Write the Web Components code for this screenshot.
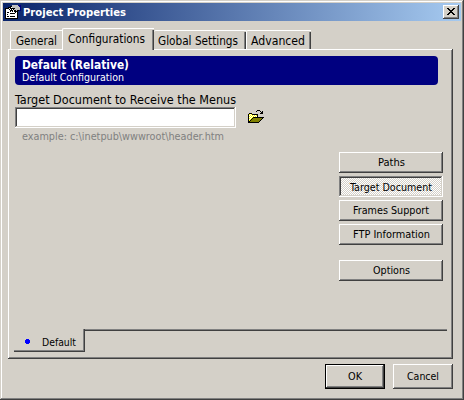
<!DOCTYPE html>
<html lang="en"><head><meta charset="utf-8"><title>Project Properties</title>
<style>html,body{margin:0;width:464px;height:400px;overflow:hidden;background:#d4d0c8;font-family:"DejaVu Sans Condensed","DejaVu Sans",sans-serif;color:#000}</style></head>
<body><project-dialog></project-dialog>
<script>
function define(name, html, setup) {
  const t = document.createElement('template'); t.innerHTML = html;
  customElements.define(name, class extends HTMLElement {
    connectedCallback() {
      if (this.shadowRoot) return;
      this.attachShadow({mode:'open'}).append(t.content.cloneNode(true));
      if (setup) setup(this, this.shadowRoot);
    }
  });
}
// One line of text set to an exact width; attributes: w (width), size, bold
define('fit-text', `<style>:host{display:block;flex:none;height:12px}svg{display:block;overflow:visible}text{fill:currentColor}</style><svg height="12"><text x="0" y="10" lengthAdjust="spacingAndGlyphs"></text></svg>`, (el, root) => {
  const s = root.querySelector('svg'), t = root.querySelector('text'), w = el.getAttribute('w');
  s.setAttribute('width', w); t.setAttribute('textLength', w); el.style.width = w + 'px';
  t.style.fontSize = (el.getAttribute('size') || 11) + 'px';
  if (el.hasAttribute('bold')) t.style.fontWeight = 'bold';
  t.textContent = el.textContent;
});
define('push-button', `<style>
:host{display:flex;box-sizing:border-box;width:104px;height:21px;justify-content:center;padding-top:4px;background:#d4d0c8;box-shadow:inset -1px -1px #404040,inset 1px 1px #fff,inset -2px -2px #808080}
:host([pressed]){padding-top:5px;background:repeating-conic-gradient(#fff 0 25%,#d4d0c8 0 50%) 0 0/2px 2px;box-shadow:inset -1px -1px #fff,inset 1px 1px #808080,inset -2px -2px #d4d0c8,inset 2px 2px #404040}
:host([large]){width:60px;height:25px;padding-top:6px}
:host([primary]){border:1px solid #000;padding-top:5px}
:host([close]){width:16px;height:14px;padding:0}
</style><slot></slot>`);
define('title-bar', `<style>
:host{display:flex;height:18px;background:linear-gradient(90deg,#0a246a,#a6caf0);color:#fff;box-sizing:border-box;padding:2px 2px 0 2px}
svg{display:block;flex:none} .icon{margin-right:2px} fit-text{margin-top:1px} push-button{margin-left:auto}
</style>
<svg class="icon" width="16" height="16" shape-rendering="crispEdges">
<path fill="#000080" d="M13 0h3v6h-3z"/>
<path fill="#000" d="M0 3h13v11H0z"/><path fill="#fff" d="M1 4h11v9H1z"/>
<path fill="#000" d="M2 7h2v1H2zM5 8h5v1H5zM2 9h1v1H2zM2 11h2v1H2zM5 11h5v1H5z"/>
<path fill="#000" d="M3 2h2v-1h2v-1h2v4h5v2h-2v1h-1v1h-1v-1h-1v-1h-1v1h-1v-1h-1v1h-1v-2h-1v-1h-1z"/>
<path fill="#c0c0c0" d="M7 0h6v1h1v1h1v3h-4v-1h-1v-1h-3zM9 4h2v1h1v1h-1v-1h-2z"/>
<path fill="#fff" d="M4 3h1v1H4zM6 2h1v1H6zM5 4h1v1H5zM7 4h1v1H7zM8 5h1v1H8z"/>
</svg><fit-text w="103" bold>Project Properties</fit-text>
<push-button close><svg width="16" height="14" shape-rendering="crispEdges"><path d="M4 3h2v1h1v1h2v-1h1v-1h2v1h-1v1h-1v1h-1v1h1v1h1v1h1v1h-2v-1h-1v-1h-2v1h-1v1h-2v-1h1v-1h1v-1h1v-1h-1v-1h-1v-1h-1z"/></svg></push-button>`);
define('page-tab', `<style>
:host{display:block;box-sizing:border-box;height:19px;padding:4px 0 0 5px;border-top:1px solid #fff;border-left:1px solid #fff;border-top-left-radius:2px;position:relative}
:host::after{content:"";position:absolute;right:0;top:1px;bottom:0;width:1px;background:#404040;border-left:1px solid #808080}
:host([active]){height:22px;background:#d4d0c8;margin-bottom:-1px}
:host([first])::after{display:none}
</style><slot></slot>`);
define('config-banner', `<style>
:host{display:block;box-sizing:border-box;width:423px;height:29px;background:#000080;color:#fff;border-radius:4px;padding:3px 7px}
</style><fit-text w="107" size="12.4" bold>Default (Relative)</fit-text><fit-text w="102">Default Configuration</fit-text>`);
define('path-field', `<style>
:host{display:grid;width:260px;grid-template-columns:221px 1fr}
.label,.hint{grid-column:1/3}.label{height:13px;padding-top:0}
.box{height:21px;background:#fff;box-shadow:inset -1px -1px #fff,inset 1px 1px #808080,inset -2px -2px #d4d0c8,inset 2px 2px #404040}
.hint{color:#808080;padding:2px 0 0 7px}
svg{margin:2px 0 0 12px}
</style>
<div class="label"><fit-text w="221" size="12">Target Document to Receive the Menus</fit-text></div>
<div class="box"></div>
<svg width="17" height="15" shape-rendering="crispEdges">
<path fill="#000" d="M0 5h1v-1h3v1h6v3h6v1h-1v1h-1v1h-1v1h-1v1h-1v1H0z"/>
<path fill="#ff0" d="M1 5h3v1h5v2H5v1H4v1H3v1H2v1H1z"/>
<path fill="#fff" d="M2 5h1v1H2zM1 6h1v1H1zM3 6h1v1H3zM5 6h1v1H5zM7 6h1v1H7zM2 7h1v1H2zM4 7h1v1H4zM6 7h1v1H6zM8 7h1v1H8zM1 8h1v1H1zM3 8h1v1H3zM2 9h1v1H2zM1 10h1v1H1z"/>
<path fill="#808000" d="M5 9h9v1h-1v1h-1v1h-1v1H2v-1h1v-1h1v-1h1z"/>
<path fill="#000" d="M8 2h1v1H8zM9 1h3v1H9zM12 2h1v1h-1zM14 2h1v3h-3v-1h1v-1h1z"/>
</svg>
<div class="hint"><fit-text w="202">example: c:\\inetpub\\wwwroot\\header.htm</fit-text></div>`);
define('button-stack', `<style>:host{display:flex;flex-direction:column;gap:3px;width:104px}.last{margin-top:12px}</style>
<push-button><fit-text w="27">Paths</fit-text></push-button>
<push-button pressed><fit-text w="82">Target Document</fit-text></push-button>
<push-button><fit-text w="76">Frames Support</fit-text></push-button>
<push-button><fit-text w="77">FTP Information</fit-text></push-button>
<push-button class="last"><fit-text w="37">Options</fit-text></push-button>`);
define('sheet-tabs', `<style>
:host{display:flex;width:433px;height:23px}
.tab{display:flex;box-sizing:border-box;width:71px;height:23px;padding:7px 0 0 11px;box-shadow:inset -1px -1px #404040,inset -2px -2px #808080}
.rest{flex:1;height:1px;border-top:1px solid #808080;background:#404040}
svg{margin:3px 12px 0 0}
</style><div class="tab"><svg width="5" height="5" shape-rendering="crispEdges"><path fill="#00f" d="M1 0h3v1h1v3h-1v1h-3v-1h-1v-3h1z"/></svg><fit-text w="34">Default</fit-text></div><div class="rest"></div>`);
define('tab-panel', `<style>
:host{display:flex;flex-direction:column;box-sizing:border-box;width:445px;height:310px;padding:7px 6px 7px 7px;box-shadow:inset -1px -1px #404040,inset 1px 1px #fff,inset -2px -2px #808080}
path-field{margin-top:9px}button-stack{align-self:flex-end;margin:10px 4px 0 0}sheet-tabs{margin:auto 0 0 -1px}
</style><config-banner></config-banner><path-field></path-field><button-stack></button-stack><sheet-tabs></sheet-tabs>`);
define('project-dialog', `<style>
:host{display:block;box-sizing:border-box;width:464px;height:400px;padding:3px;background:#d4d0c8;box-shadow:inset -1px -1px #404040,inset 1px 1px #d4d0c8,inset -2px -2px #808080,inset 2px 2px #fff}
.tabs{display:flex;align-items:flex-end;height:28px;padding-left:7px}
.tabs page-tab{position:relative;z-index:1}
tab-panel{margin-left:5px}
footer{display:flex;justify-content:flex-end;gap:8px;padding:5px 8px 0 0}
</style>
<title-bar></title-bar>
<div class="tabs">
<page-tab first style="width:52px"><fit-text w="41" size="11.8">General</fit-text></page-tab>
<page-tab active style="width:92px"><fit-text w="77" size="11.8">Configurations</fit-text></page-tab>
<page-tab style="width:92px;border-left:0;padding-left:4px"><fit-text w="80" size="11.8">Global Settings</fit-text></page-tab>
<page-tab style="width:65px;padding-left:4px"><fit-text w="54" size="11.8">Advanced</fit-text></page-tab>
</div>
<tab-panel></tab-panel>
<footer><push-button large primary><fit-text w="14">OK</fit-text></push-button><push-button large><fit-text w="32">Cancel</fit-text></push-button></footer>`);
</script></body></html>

--------------------------------------------------

Your task is to gather every line with the word "this" and copy it.

Write the Web Components code for this screenshot.
      if (this.shadowRoot) return;
      this.attachShadow({mode:'open'}).append(t.content.cloneNode(true));
      if (setup) setup(this, this.shadowRoot);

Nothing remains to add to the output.